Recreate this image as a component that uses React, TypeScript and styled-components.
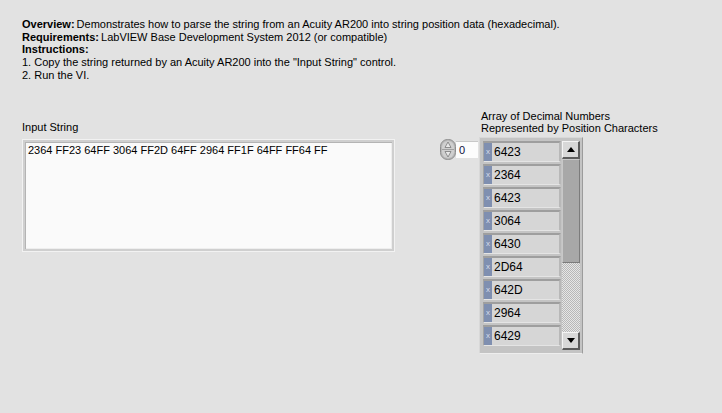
import styled, { createGlobalStyle } from "styled-components";

const GlobalStyle = createGlobalStyle`
  html, body {
    margin: 0;
    padding: 0;
    background: #e2e2e2;
  }
  body {
    font-family: "Liberation Sans", Arial, sans-serif;
    font-size: 11px;
    color: #000;
  }
`;

const values = ["6423", "2364", "6423", "3064", "6430", "2D64", "642D", "2964", "6429"];

const Page = styled.div`
  width: 722px;
  height: 413px;
  box-sizing: border-box;
  padding: 18px 0 0 22px;
  overflow: hidden;
`;

const Notes = styled.div`
  line-height: 12.7px;
`;

const Line = styled.div`
  white-space: nowrap;
`;

const Strong = styled.b`
  margin-right: 2px;
`;

const Row = styled.div`
  display: flex;
  align-items: flex-start;
  margin-top: 28px;
`;

const InputColumn = styled.div`
  display: flex;
  flex-direction: column;
  margin-top: 11px;
`;

const Label = styled.div`
  line-height: 12.5px;
  margin-bottom: 6px;
`;

const TextBox = styled.div`
  width: 373px;
  height: 113px;
  box-sizing: border-box;
  background: #fafafa;
  border: 1px solid #f2f2f2;
  box-shadow: inset 0 0 0 2px #cfcfcf, inset 1px 1px 0 2px #b4b4b4,
    inset -1px -1px 0 2px #eeeeee;
  padding: 4px 5px;
  line-height: 13px;
  white-space: nowrap;
`;

const IndexControl = styled.div`
  display: flex;
  align-items: center;
  margin: 29px 1px 0 45px;
`;

const Spinner = styled.svg`
  display: block;
`;

const IndexField = styled.div`
  width: 22px;
  height: 17px;
  box-sizing: border-box;
  background: #fcfcfc;
  border-top: 1px solid #c8c8c8;
  padding: 1px 0 0 3px;
  color: #101040;
  line-height: 14px;
`;

const ArrayColumn = styled.div`
  display: flex;
  flex-direction: column;
`;

const ArrayLabel = styled.div`
  line-height: 12.5px;
  padding-left: 2px;
  margin-bottom: 2px;
`;

const ArrayFrame = styled.div`
  display: flex;
  gap: 1px;
  width: 104px;
  box-sizing: border-box;
  padding: 3px 2px 3px 3px;
  background: #c4c4c4;
  border-top: 1px solid #d8d8d8;
  border-left: 1px solid #d8d8d8;
  border-right: 1px solid #9c9c9c;
  border-bottom: 1px solid #eeeeee;
`;

const Elements = styled.div`
  display: flex;
  flex-direction: column;
  gap: 2px;
`;

const Element = styled.div`
  display: flex;
  align-items: center;
  width: 78px;
  height: 21px;
  box-sizing: border-box;
  background: #d6d6d6;
  border-top: 2px solid #9e9e9e;
  border-left: 1px solid #a4a4a4;
  border-bottom: 1px solid #e4e4e4;
  border-right: 2px solid #b8b8b8;
`;

const Radix = styled.span`
  width: 8px;
  align-self: stretch;
  background: #7f8fb0;
  color: #d6dcea;
  font-size: 8px;
  line-height: 17px;
  text-align: center;
`;

const Value = styled.span`
  padding-left: 2px;
  font-size: 12px;
  color: #000;
`;

const ScrollBar = styled.div`
  display: flex;
  flex-direction: column;
  width: 18px;
`;

const ArrowButton = styled.div`
  height: 18px;
  box-sizing: border-box;
  display: flex;
  align-items: center;
  justify-content: center;
  background: #d8d8d8;
  border-top: 1px solid #f4f4f4;
  border-left: 1px solid #f4f4f4;
  border-right: 2px solid #5c5c5c;
  border-bottom: 2px solid #5c5c5c;
`;

const Thumb = styled.div`
  height: 104px;
  box-sizing: border-box;
  background: #a8a8a8;
  border-top: 1px solid #c8c8c8;
  border-left: 1px solid #c8c8c8;
  border-right: 1px solid #7c7c7c;
  border-bottom: 1px solid #7c7c7c;
`;

const Track = styled.div`
  height: 69px;
  background-color: #e6e6e6;
  background-image: repeating-conic-gradient(#b8b8b8 0 25%, #e6e6e6 0 50%);
  background-size: 2px 2px;
`;

const Triangle = ({ up }: { up?: boolean }) => (
  <svg width="8" height="5" viewBox="0 0 8 5">
    <polygon points={up ? "0,5 8,5 4,0" : "0,0 8,0 4,5"} fill="#000" />
  </svg>
);

export default function App() {
  return (
    <>
      <GlobalStyle />
      <Page>
        <Notes>
          <Line>
            <Strong>Overview:</Strong>Demonstrates how to parse the string from an Acuity AR200 into
            string position data (hexadecimal).
          </Line>
          <Line>
            <Strong>Requirements:</Strong>LabVIEW Base Development System 2012 (or compatible)
          </Line>
          <Line>
            <Strong>Instructions:</Strong>
          </Line>
          <Line>1. Copy the string returned by an Acuity AR200 into the "Input String" control.</Line>
          <Line>2. Run the VI.</Line>
        </Notes>
        <Row>
          <InputColumn>
            <Label>Input String</Label>
            <TextBox>2364 FF23 64FF 3064 FF2D 64FF 2964 FF1F 64FF FF64 FF</TextBox>
          </InputColumn>
          <IndexControl>
            <Spinner width="16" height="21" viewBox="0 0 16 21">
              <rect x="0.5" y="0.5" width="15" height="20" rx="7" fill="#b8b8b8" stroke="#8e8e8e" />
              <rect x="2" y="2" width="12" height="17" rx="6" fill="#cfcfcf" />
              <line x1="2" y1="10.5" x2="14" y2="10.5" stroke="#a0a0a0" />
              <polygon points="8,3 11,8.5 5,8.5" fill="#e8e8e8" stroke="#7a7a7a" strokeWidth="0.8" />
              <polygon points="8,18 11,12.5 5,12.5" fill="#e8e8e8" stroke="#7a7a7a" strokeWidth="0.8" />
            </Spinner>
            <IndexField>0</IndexField>
          </IndexControl>
          <ArrayColumn>
            <ArrayLabel>
              Array of Decimal Numbers
              <br />
              Represented by Position Characters
            </ArrayLabel>
            <ArrayFrame>
              <Elements>
                {values.map((v, i) => (
                  <Element key={i}>
                    <Radix>x</Radix>
                    <Value>{v}</Value>
                  </Element>
                ))}
              </Elements>
              <ScrollBar>
                <ArrowButton>
                  <Triangle up />
                </ArrowButton>
                <Thumb />
                <Track />
                <ArrowButton>
                  <Triangle />
                </ArrowButton>
              </ScrollBar>
            </ArrayFrame>
          </ArrayColumn>
        </Row>
      </Page>
    </>
  );
}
-------
Return the full material word for word. Do not include the pictures.

# EXERCISE ANSWER
Recreate this image as a component that uses React, TypeScript and styled-components.
import styled, { createGlobalStyle } from "styled-components";

const GlobalStyle = createGlobalStyle`
  html, body {
    margin: 0;
    padding: 0;
    background: #e2e2e2;
  }
  body {
    font-family: "Liberation Sans", Arial, sans-serif;
    font-size: 11px;
    color: #000;
  }
`;

const values = ["6423", "2364", "6423", "3064", "6430", "2D64", "642D", "2964", "6429"];

const Page = styled.div`
  width: 722px;
  height: 413px;
  box-sizing: border-box;
  padding: 18px 0 0 22px;
  overflow: hidden;
`;

const Notes = styled.div`
  line-height: 12.7px;
`;

const Line = styled.div`
  white-space: nowrap;
`;

const Strong = styled.b`
  margin-right: 2px;
`;

const Row = styled.div`
  display: flex;
  align-items: flex-start;
  margin-top: 28px;
`;

const InputColumn = styled.div`
  display: flex;
  flex-direction: column;
  margin-top: 11px;
`;

const Label = styled.div`
  line-height: 12.5px;
  margin-bottom: 6px;
`;

const TextBox = styled.div`
  width: 373px;
  height: 113px;
  box-sizing: border-box;
  background: #fafafa;
  border: 1px solid #f2f2f2;
  box-shadow: inset 0 0 0 2px #cfcfcf, inset 1px 1px 0 2px #b4b4b4,
    inset -1px -1px 0 2px #eeeeee;
  padding: 4px 5px;
  line-height: 13px;
  white-space: nowrap;
`;

const IndexControl = styled.div`
  display: flex;
  align-items: center;
  margin: 29px 1px 0 45px;
`;

const Spinner = styled.svg`
  display: block;
`;

const IndexField = styled.div`
  width: 22px;
  height: 17px;
  box-sizing: border-box;
  background: #fcfcfc;
  border-top: 1px solid #c8c8c8;
  padding: 1px 0 0 3px;
  color: #101040;
  line-height: 14px;
`;

const ArrayColumn = styled.div`
  display: flex;
  flex-direction: column;
`;

const ArrayLabel = styled.div`
  line-height: 12.5px;
  padding-left: 2px;
  margin-bottom: 2px;
`;

const ArrayFrame = styled.div`
  display: flex;
  gap: 1px;
  width: 104px;
  box-sizing: border-box;
  padding: 3px 2px 3px 3px;
  background: #c4c4c4;
  border-top: 1px solid #d8d8d8;
  border-left: 1px solid #d8d8d8;
  border-right: 1px solid #9c9c9c;
  border-bottom: 1px solid #eeeeee;
`;

const Elements = styled.div`
  display: flex;
  flex-direction: column;
  gap: 2px;
`;

const Element = styled.div`
  display: flex;
  align-items: center;
  width: 78px;
  height: 21px;
  box-sizing: border-box;
  background: #d6d6d6;
  border-top: 2px solid #9e9e9e;
  border-left: 1px solid #a4a4a4;
  border-bottom: 1px solid #e4e4e4;
  border-right: 2px solid #b8b8b8;
`;

const Radix = styled.span`
  width: 8px;
  align-self: stretch;
  background: #7f8fb0;
  color: #d6dcea;
  font-size: 8px;
  line-height: 17px;
  text-align: center;
`;

const Value = styled.span`
  padding-left: 2px;
  font-size: 12px;
  color: #000;
`;

const ScrollBar = styled.div`
  display: flex;
  flex-direction: column;
  width: 18px;
`;

const ArrowButton = styled.div`
  height: 18px;
  box-sizing: border-box;
  display: flex;
  align-items: center;
  justify-content: center;
  background: #d8d8d8;
  border-top: 1px solid #f4f4f4;
  border-left: 1px solid #f4f4f4;
  border-right: 2px solid #5c5c5c;
  border-bottom: 2px solid #5c5c5c;
`;

const Thumb = styled.div`
  height: 104px;
  box-sizing: border-box;
  background: #a8a8a8;
  border-top: 1px solid #c8c8c8;
  border-left: 1px solid #c8c8c8;
  border-right: 1px solid #7c7c7c;
  border-bottom: 1px solid #7c7c7c;
`;

const Track = styled.div`
  height: 69px;
  background-color: #e6e6e6;
  background-image: repeating-conic-gradient(#b8b8b8 0 25%, #e6e6e6 0 50%);
  background-size: 2px 2px;
`;

const Triangle = ({ up }: { up?: boolean }) => (
  <svg width="8" height="5" viewBox="0 0 8 5">
    <polygon points={up ? "0,5 8,5 4,0" : "0,0 8,0 4,5"} fill="#000" />
  </svg>
);

export default function App() {
  return (
    <>
      <GlobalStyle />
      <Page>
        <Notes>
          <Line>
            <Strong>Overview:</Strong>Demonstrates how to parse the string from an Acuity AR200 into
            string position data (hexadecimal).
          </Line>
          <Line>
            <Strong>Requirements:</Strong>LabVIEW Base Development System 2012 (or compatible)
          </Line>
          <Line>
            <Strong>Instructions:</Strong>
          </Line>
          <Line>1. Copy the string returned by an Acuity AR200 into the "Input String" control.</Line>
          <Line>2. Run the VI.</Line>
        </Notes>
        <Row>
          <InputColumn>
            <Label>Input String</Label>
            <TextBox>2364 FF23 64FF 3064 FF2D 64FF 2964 FF1F 64FF FF64 FF</TextBox>
          </InputColumn>
          <IndexControl>
            <Spinner width="16" height="21" viewBox="0 0 16 21">
              <rect x="0.5" y="0.5" width="15" height="20" rx="7" fill="#b8b8b8" stroke="#8e8e8e" />
              <rect x="2" y="2" width="12" height="17" rx="6" fill="#cfcfcf" />
              <line x1="2" y1="10.5" x2="14" y2="10.5" stroke="#a0a0a0" />
              <polygon points="8,3 11,8.5 5,8.5" fill="#e8e8e8" stroke="#7a7a7a" strokeWidth="0.8" />
              <polygon points="8,18 11,12.5 5,12.5" fill="#e8e8e8" stroke="#7a7a7a" strokeWidth="0.8" />
            </Spinner>
            <IndexField>0</IndexField>
          </IndexControl>
          <ArrayColumn>
            <ArrayLabel>
              Array of Decimal Numbers
              <br />
              Represented by Position Characters
            </ArrayLabel>
            <ArrayFrame>
              <Elements>
                {values.map((v, i) => (
                  <Element key={i}>
                    <Radix>x</Radix>
                    <Value>{v}</Value>
                  </Element>
                ))}
              </Elements>
              <ScrollBar>
                <ArrowButton>
                  <Triangle up />
                </ArrowButton>
                <Thumb />
                <Track />
                <ArrowButton>
                  <Triangle />
                </ArrowButton>
              </ScrollBar>
            </ArrayFrame>
          </ArrayColumn>
        </Row>
      </Page>
    </>
  );
}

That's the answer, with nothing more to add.